(WHAT YOU SHOULD DO) Count how many lines of the material hold "styles". Respond with that number alone.

begin

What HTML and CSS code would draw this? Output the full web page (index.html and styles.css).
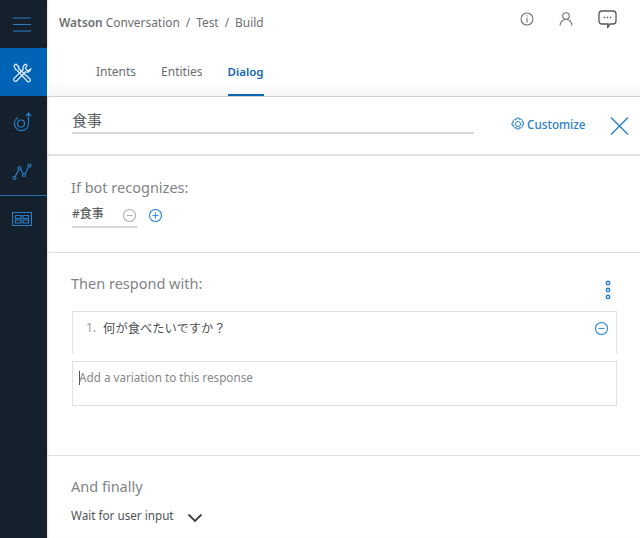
FILE: index.html
```html
<!DOCTYPE html>
<html lang="ja">
<head>
    <meta charset="UTF-8">
    <meta name="viewport" content="width=device-width, initial-scale=1.0">
    <title>Watson Conversation</title>
    <link rel="stylesheet" href="styles.css">
</head>
<body>
    <nav class="sidebar">
        <div class="side-item">
            <svg width="18" height="15" viewBox="0 0 18 15" class="side-icon"><path d="M0 1h18M0 7.500h18M0 14h18"/></svg>
        </div>
        <div class="side-item active nudge">
            <svg width="20" height="20" viewBox="0 0 20 20" class="tools-icon">
                <path d="M2 2.500L4 1l3 3-.5 1.500L18 16a1.800 1.800 0 0 1-2.500 2.500L4.800 7l-1.300-.5z"/>
                <path d="M14 1.200a4 4 0 0 0-2.800 5.300l-9.400 9a2 2 0 0 0 2.700 2.700l9-9.400a4 4 0 0 0 5.300-2.800l-2.300 1.500-2-.5-1-2 1.500-2.500z"/>
            </svg>
        </div>
        <div class="side-item lower">
            <svg width="20" height="20" viewBox="0 0 20 20" class="side-icon">
                <path d="M6 5.500a7 7 0 1 0 10.500 6V1.500M14 4l2.500-3L19 4"/>
                <circle cx="9" cy="11.500" r="3.500"/>
            </svg>
        </div>
        <div class="side-item lined lower">
            <svg width="20" height="18" viewBox="0 0 20 18" class="side-icon">
                <path d="M3 14l4-8M8.500 6l3 5.500M13 11l4-8"/>
                <circle cx="2.500" cy="15" r="1.500"/><circle cx="7.500" cy="5" r="1.500"/><circle cx="12" cy="12" r="1.500"/><circle cx="17.500" cy="2.500" r="1.500"/>
            </svg>
        </div>
        <div class="side-item raise">
            <svg width="20" height="14" viewBox="0 0 20 14" class="side-icon">
                <path d="M.5.500h19v13H.5z"/>
                <path d="M3.500 3.500h5.500v3H3.500zM11 3.500h5.500v3H11zM3.500 8h5.500v3H3.500zM11 8h5.500v3H11z"/>
            </svg>
        </div>
    </nav>

    <main class="main">
        <header class="top-bar">
            <div class="crumbs">
                <b>Watson</b> Conversation<span class="sep">/</span>Test<span class="sep">/</span>Build
            </div>
            <div class="top-icons">
                <svg width="14" height="14" viewBox="0 0 14 14" class="grey-icon"><circle cx="7" cy="7" r="6"/><path d="M7 6v4.500M7 3.300v1.200"/></svg>
                <svg width="14" height="14" viewBox="0 0 14 14" class="grey-icon"><circle cx="7" cy="4" r="3.300"/><path d="M1 13.500c.5-3.500 2.500-6 6-6s5.500 2.500 6 6"/></svg>
                <svg width="19" height="19" viewBox="0 0 19 19" class="chat-icon"><path d="M4 1h11a3 3 0 0 1 3 3v7a3 3 0 0 1-3 3h-3l-2.500 4 .5-4H4a3 3 0 0 1-3-3V4a3 3 0 0 1 3-3z"/><path class="dots" d="M5.800 7.500h1.400M8.800 7.500h1.400M11.800 7.500h1.400"/></svg>
            </div>
        </header>

        <div class="tabs">
            <span class="tab">Intents</span>
            <span class="tab">Entities</span>
            <span class="tab current">Dialog</span>
        </div>

        <section class="title-row">
            <div class="node-name">食事</div>
            <div class="customize">
                <svg width="14" height="14" viewBox="0 0 14 14" class="gear"><circle cx="7" cy="7" r="2.500"/><path d="M5.800 1h2.400l.4 1.600 1.500-.8 1.600 1.600-.8 1.500 1.600.4v2.400l-1.600.4.800 1.500-1.600 1.600-1.500-.8-.4 1.600H5.800l-.4-1.600-1.500.8-1.600-1.600.8-1.500L1 8.200V5.800l1.600-.4-.8-1.500 1.600-1.600 1.500.8z"/></svg>
                <span>Customize</span>
            </div>
            <svg width="19" height="18" viewBox="0 0 19 18" class="close"><path d="M1 .5l17 17M18 .5l-17 17"/></svg>
        </section>

        <section class="block recognizes">
            <h3 class="label">If bot recognizes:</h3>
            <div class="condition">
                <span class="cond-value">#食事</span>
                <svg width="13" height="13" viewBox="0 0 13 13" class="round off"><circle cx="6.500" cy="6.500" r="6"/><path d="M3.500 6.500h6"/></svg>
                <svg width="13" height="13" viewBox="0 0 13 13" class="round on"><circle cx="6.500" cy="6.500" r="6"/><path d="M3.500 6.500h6M6.500 3.500v6"/></svg>
            </div>
        </section>

        <section class="block respond">
            <div class="respond-head">
                <h3 class="label">Then respond with:</h3>
                <svg width="6" height="20" viewBox="0 0 6 20" class="more"><circle cx="3" cy="3" r="1.700"/><circle cx="3" cy="10" r="1.700"/><circle cx="3" cy="17" r="1.700"/></svg>
            </div>
            <div class="response">
                <span class="num">1.</span>
                <span class="response-text">何が食べたいですか？</span>
                <svg width="13" height="13" viewBox="0 0 13 13" class="round on"><circle cx="6.500" cy="6.500" r="6"/><path d="M3.500 6.500h6"/></svg>
            </div>
            <div class="variation"><span class="caret"></span>Add a variation to this response</div>
        </section>

        <section class="block finally">
            <h3 class="label">And finally</h3>
            <div class="wait">
                <span>Wait for user input</span>
                <svg width="16" height="10" viewBox="0 0 16 10" class="chevron"><path d="M1.500 1.500L8 8l6.500-6.500"/></svg>
            </div>
        </section>
    </main>
</body>
</html>
```

FILE: styles.css
```css
body, html {
    margin: 0;
    padding: 0;
    height: 100%;
    overflow: hidden;
}
body {
    display: flex;
    background-color: #fff;
    font-family: "Noto Sans", "Noto Sans CJK JP", sans-serif;
    color: #5a5f62;
}
svg {
    display: block;
    fill: none;
}

/* left nav */
.sidebar {
    width: 47px;
    flex-shrink: 0;
    background-color: #14202c;
}
.side-item {
    height: 48px;
    display: flex;
    align-items: center;
    justify-content: center;
    box-sizing: border-box;
    padding-right: 3px;
}
.side-item.active {
    background-color: #0063b5;
}
.side-item.lined {
    height: 52px;
    border-bottom: 1px solid #1f6fb2;
}
.side-item.nudge {
    padding-top: 2px;
}
.side-item.lower {
    padding-top: 4px;
}
.side-item.raise {
    padding-bottom: 2px;
}
.side-icon {
    stroke: #2a7cc4;
    stroke-width: 1.2;
}
.tools-icon {
    stroke: #e6f0f8;
    stroke-width: 1.2;
}

/* header */
.main {
    flex: 1;
    min-width: 0;
    box-shadow: inset 2px 0 2px -1px #ddd;
}
.top-bar {
    height: 47px;
    box-sizing: border-box;
    padding: 0 12px 3px 12px;
    display: flex;
    align-items: center;
    justify-content: space-between;
}
.crumbs {
    font-size: 11.9px;
    color: #6b6f72;
}
.crumbs b {
    font-weight: 600;
}
.sep {
    margin: 0 6px;
}
.top-icons {
    display: flex;
    align-items: center;
    gap: 25px;
    padding-right: 11px;
    margin-bottom: 6px;
}
.grey-icon {
    stroke: #6f7376;
    stroke-width: 1.1;
}
.chat-icon {
    stroke: #55595c;
    stroke-width: 1.3;
}
.chat-icon .dots {
    stroke-width: 1.5;
}

.tabs {
    height: 50px;
    box-sizing: border-box;
    padding-left: 49px;
    display: flex;
    gap: 25px;
    border-bottom: 1px solid #d0d3d4;
    background: linear-gradient(#fff 70%, #f6f6f6);
}
.tab {
    font-size: 12px;
    line-height: 49px;
    color: #6b6f72;
}
.tab.current {
    height: 49px;
    box-sizing: border-box;
    font-size: 11.5px;
    color: #1265b5;
    font-weight: 600;
    border-bottom: 2px solid #0f64b4;
}

/* node name */
.title-row {
    height: 59px;
    box-sizing: border-box;
    display: flex;
    align-items: flex-start;
    padding: 13px 11px 0 25px;
    border-bottom: 2px solid #dfe1e2;
}
.node-name {
    width: 402px;
    height: 22px;
    font-size: 15px;
    line-height: 20px;
    border-bottom: 2px solid #d5d7d8;
    color: #5c6063;
}
.customize {
    margin-left: 37px;
    margin-top: 6px;
    display: flex;
    align-items: center;
    gap: 2px;
    font-size: 11.7px;
    font-weight: 500;
    color: #2a80c9;
}
.gear {
    stroke: #2a80c9;
    stroke-width: 1;
}
.close {
    margin-left: auto;
    margin-top: 7px;
    stroke: #2a80c9;
    stroke-width: 1.4;
}

/* sections */
.block {
    box-sizing: border-box;
    padding: 0 23px 0 25px;
    border-bottom: 1px solid #dfe1e2;
}
.label {
    margin: 0 0 0 -1px;
    font-size: 14.5px;
    font-weight: 400;
    line-height: 20px;
    color: #808487;
}
.recognizes {
    height: 97px;
    padding-top: 21px;
}
.condition {
    margin-top: 7px;
    display: flex;
    align-items: center;
}
.condition .round {
    margin-top: -2px;
}
.cond-value {
    width: 65px;
    height: 24px;
    box-sizing: border-box;
    font-size: 12px;
    line-height: 20px;
    font-weight: 500;
    border-bottom: 2px solid #d5d7d8;
    margin-right: -14px;
}
.round {
    stroke-width: 1.2;
    flex-shrink: 0;
}
.round.off {
    stroke: #b4b8ba;
    margin-right: 13px;
}
.round.on {
    stroke: #3a8fd6;
}
.respond {
    height: 203px;
    padding-top: 20px;
}
.respond-head {
    display: flex;
    justify-content: space-between;
    padding-right: 6px;
}
.more {
    margin-top: 7px;
    stroke: #2a80c9;
    stroke-width: 1.5;
}
.response {
    margin-top: 11px;
    height: 43px;
    box-sizing: border-box;
    border: 1px solid #e0e1e2;
    border-bottom: 0;
    display: flex;
    align-items: flex-start;
    padding: 8px 8px 0 13px;
}
.num {
    font-size: 12px;
    line-height: 15px;
    color: #95999b;
    margin-right: 7px;
}
.response-text {
    flex: 1;
    font-size: 12.3px;
    line-height: 18px;
    color: #4c5053;
}
.response .round {
    margin-top: 2px;
}
.variation {
    margin-top: 7px;
    height: 45px;
    box-sizing: border-box;
    border: 1px solid #dfe1e2;
    padding: 7px 6px;
    font-size: 11.7px;
    line-height: 16px;
    color: #83878a;
}
.caret {
    display: inline-block;
    width: 1px;
    height: 14px;
    margin-bottom: -3px;
    margin-right: -1px;
    background-color: #555;
}
.finally {
    border-bottom: 0;
    padding-top: 20px;
}
.wait {
    margin-top: 10px;
    display: flex;
    align-items: center;
    gap: 13px;
    margin-left: -1px;
    font-size: 11.7px;
    color: #4f5356;
}
.chevron {
    margin-top: 7px;
    stroke: #3c4043;
    stroke-width: 1.8;
}
```
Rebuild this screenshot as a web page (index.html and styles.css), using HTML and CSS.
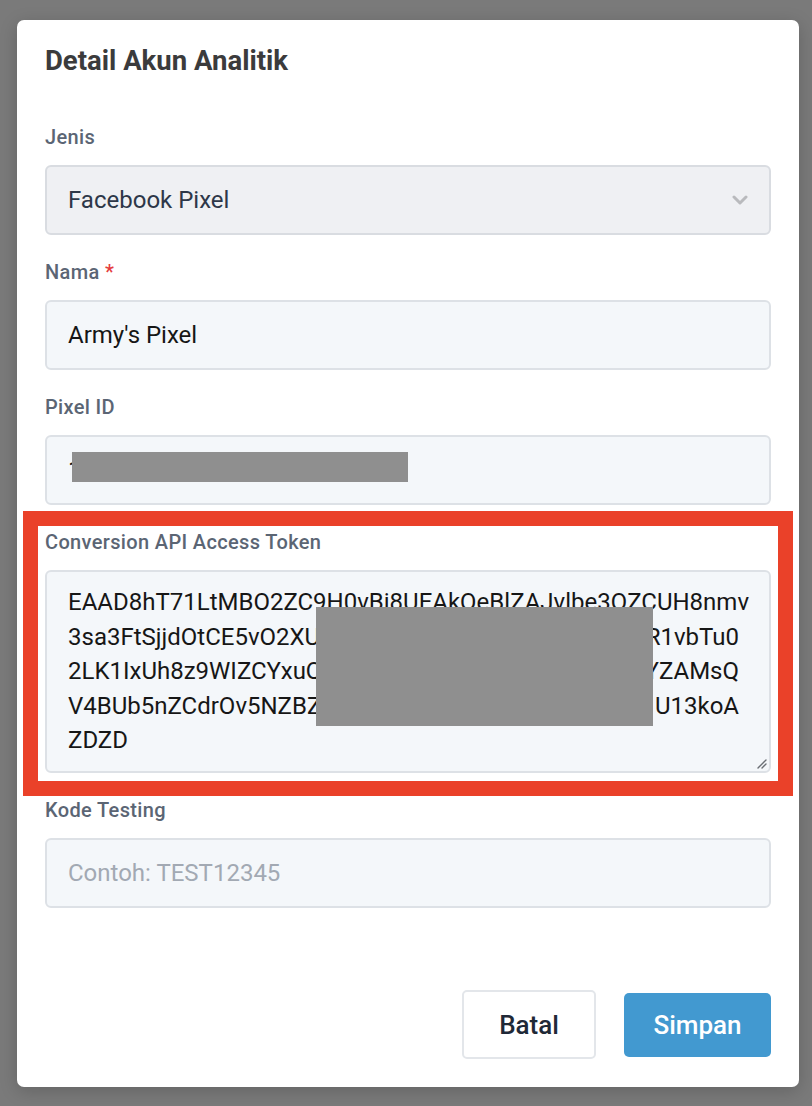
FILE: index.html
```html
<!DOCTYPE html>
<html lang="id">
<head>
<meta charset="utf-8">
<title>Detail Akun Analitik</title>
<link rel="stylesheet" href="styles.css">
</head>
<body>
<div class="modal">
  <h1 class="title">Detail Akun Analitik</h1>

  <div class="field">
    <label class="label">Jenis</label>
    <div class="control select">
      <span class="value-dark">Facebook Pixel</span>
      <svg class="chevron" width="16" height="10" viewBox="0 0 16 10"><path d="M2 2 L8 8 L14 2" fill="none" stroke="#b9babd" stroke-width="3" stroke-linecap="round" stroke-linejoin="round"/></svg>
    </div>
  </div>

  <div class="field">
    <label class="label">Nama <span class="req">*</span></label>
    <div class="control input"><span class="value">Army's Pixel</span></div>
  </div>

  <div class="field">
    <label class="label">Pixel ID</label>
    <div class="control input redact-host">
      <span class="value">1</span>
      <div class="redact redact-id"></div>
    </div>
  </div>

  <div class="field">
    <label class="label">Conversion API Access Token</label>
    <div class="textarea redact-host">
      <div class="line">EAAD8hT71LtMBO2ZC9H0vBi8UEAkQeBlZAJvlbe3QZCUH8nmv</div>
      <div class="line split"><span>3sa3FtSjjdOtCE5vO2XU</span><span>R1vbTu0</span></div>
      <div class="line split"><span>2LK1IxUh8z9WIZCYxuQ</span><span>YZAMsQ</span></div>
      <div class="line split"><span>V4BUb5nZCdrOv5NZBZ</span><span>U13koA</span></div>
      <div class="line">ZDZD</div>
      <div class="redact redact-token"></div>
      <svg class="grip" width="12" height="12" viewBox="0 0 12 12"><path d="M11 3 L3 11 M11 7 L7 11" stroke="#6b6f75" stroke-width="1.4" stroke-linecap="round"/></svg>
    </div>
  </div>

  <div class="field">
    <label class="label">Kode Testing</label>
    <div class="control input"><span class="placeholder">Contoh: TEST12345</span></div>
  </div>

  <div class="actions">
    <button class="btn btn-cancel">Batal</button>
    <button class="btn btn-save">Simpan</button>
  </div>

  <div class="highlight"></div>
</div>
</body>
</html>
```

FILE: styles.css
```css
html, body {
  margin: 0;
  padding: 0;
}
body {
  background: #7a7a7a;
  width: 812px;
  height: 1106px;
  font-family: Roboto, "Noto Sans", "Liberation Sans", sans-serif;
  padding-top: 20px;
  box-sizing: border-box;
}
.modal {
  position: relative;
  margin-left: 17px;
  width: 782px;
  height: 1067px;
  box-sizing: border-box;
  background: #ffffff;
  border-radius: 7px;
  padding: 24px 28px 28px;
  display: flex;
  flex-direction: column;
  box-shadow: 0 4px 18px rgba(0,0,0,0.18);
}
.title {
  margin: 0 0 47px;
  font-size: 27.5px;
  line-height: 34px;
  font-weight: 700;
  color: #3b3b3c;
}
.field {
  display: flex;
  flex-direction: column;
  margin-bottom: 25px;
}
.label {
  font-size: 20px;
  line-height: 24px;
  font-weight: 500;
  letter-spacing: 0.35px;
  color: #5b6574;
  margin-bottom: 16px;
}
.req {
  color: #e53e3e;
}
.control {
  height: 70px;
  box-sizing: border-box;
  border: 2px solid #dde1e6;
  border-radius: 6px;
  display: flex;
  align-items: center;
  padding: 0 21px;
  font-size: 24px;
}
.select {
  background: #eff0f3;
  border-color: #d9dce1;
  justify-content: space-between;
  padding-right: 21px;
}
.input {
  background: #f4f7fa;
}
.value-dark {
  color: #2d3748;
}
.value {
  color: #161616;
}
.placeholder {
  color: #a2a9b3;
}
.redact-host {
  position: relative;
}
.redact {
  position: absolute;
  background: #8f8f8f;
}
.redact-id {
  left: 25px;
  top: 15px;
  width: 336px;
  height: 30px;
}
.textarea {
  height: 203px;
  box-sizing: border-box;
  border: 2px solid #dde1e6;
  border-radius: 6px;
  background: #f4f7fa;
  padding: 13px 26px 0 21px;
  font-size: 24px;
  line-height: 34.5px;
  color: #161616;
}
.line {
  white-space: nowrap;
}
.split {
  display: flex;
  justify-content: space-between;
  padding-right: 4px;
}
.redact-token {
  left: 269px;
  top: 35px;
  width: 337px;
  height: 119px;
}
.grip {
  position: absolute;
  right: 2px;
  bottom: 2px;
}
.actions {
  margin-top: auto;
  display: flex;
  justify-content: flex-end;
  align-items: center;
  gap: 28px;
}
.btn {
  font-family: Roboto, "Noto Sans", "Liberation Sans", sans-serif;
  font-size: 26px;
  font-weight: 500;
  border-radius: 5px;
  cursor: pointer;
}
.btn-cancel {
  width: 134px;
  height: 69px;
  background: #ffffff;
  border: 2px solid #e3e6ea;
  color: #1f2937;
}
.btn-save {
  width: 147px;
  height: 64px;
  background: #4299d0;
  border: none;
  color: #ffffff;
}
.highlight {
  position: absolute;
  left: 6px;
  top: 491px;
  width: 770px;
  height: 285px;
  box-sizing: border-box;
  border: 15px solid #ea4129;
  pointer-events: none;
}
```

end

(ANSWER BELOW) 6